Open-TQ-Metal: Fused Compressed-Domain Attention for Long-Context LLM Inference on Apple Silicon

arXiv cs.LG / 4/21/2026

📰 NewsDeveloper Stack & InfrastructureSignals & Early TrendsModels & Research

Key Points

  • Open-TQ-Metal is a new open-source implementation that brings fused compressed-domain attention to Apple Silicon, enabling 128K-context Llama 3.1 70B inference on a single 64GB consumer Mac.
  • The approach quantizes the KV cache to int4 on the fly and computes attention directly on the compressed representation using custom Metal compute shaders, avoiding intermediate dequantization matrices.
  • In 330 experiments across Gemma 4 (31B) and Llama 3.1 (70B), the fused sdpa_int4 kernel delivers a reported 48× attention speedup at 128K context versus a dequantize-then-attend baseline.
  • The method reduces KV cache memory from 40GB to 12.5GB (3.2× compression) while maintaining identical top-1 token predictions compared with FP16 inference.
  • The paper also provides cross-architecture findings on KV cache quantization, arguing that the attention scale factor—rather than model size—governs whether angular quantization schemes (e.g., PolarQuant) succeed.

Abstract

We present Open-TQ-Metal, the first implementation of fused compressed-domain attention on Apple Silicon, enabling 128K-context inference for Llama 3.1 70B on a single 64GB consumer Mac -- a configuration impossible with all existing inference frameworks.
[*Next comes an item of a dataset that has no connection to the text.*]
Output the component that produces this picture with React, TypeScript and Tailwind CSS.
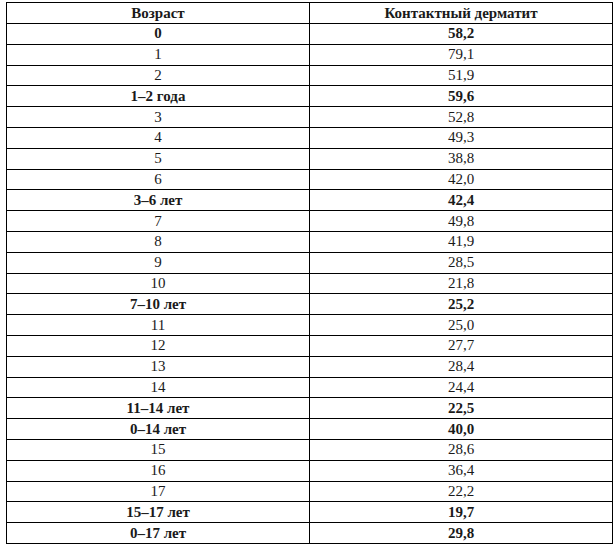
const rows: [string, string, boolean][] = [
  ["0", "58,2", true],
  ["1", "79,1", false],
  ["2", "51,9", false],
  ["1–2 года", "59,6", true],
  ["3", "52,8", false],
  ["4", "49,3", false],
  ["5", "38,8", false],
  ["6", "42,0", false],
  ["3–6 лет", "42,4", true],
  ["7", "49,8", false],
  ["8", "41,9", false],
  ["9", "28,5", false],
  ["10", "21,8", false],
  ["7–10 лет", "25,2", true],
  ["11", "25,0", false],
  ["12", "27,7", false],
  ["13", "28,4", false],
  ["14", "24,4", false],
  ["11–14 лет", "22,5", true],
  ["0–14 лет", "40,0", true],
  ["15", "28,6", false],
  ["16", "36,4", false],
  ["17", "22,2", false],
  ["15–17 лет", "19,7", true],
  ["0–17 лет", "29,8", true],
];

export default function App() {
  return (
    <div className="w-[616px] h-[551px] bg-white pt-[2px] pl-[6px]">
      <table
        className="w-[607px] border-collapse text-[15px] leading-none text-[#1a1a1a]"
        style={{ fontFamily: '"Liberation Serif", "DejaVu Serif", serif' }}
      >
        <thead>
          <tr>
            <th className="h-[21px] w-1/2 border border-black p-0 text-center font-bold">Возраст</th>
            <th className="h-[21px] w-1/2 border border-black p-0 text-center font-bold">Контактный дерматит</th>
          </tr>
        </thead>
        <tbody>
          {rows.map(([age, val, bold]) => (
            <tr key={age} className={bold ? "font-bold" : "font-normal"}>
              <td className="h-[20.8px] border border-black p-0 text-center">{age}</td>
              <td className="h-[20.8px] border border-black p-0 text-center">{val}</td>
            </tr>
          ))}
        </tbody>
      </table>
    </div>
  );
}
Open-TQ-Metal quantizes the KV cache to int4 on the fly and computes attention directly on the compressed representation via custom Metal compute shaders, eliminating all intermediate dequantization matrices. Across 330 experiments spanning two model families (Gemma 4 31B and Llama 3.1 70B), the fused sdpa_int4 kernel achieves 48x attention speedup at 128K context over the dequantize-then-attend baseline, reduces KV cache memory from 40 GB to 12.5 GB (3.2x compression), and maintains identical top-1 token predictions to FP16 inference. We further provide the first cross-architecture analysis of KV cache quantization methods, revealing that the attention scale factor -- not model size -- determines whether angular quantization schemes like PolarQuant succeed or fail, with Gemma 4's attn_scale=1.0 amplifying directional error 25-100x more than Llama's standard 1/sqrt(d) scaling.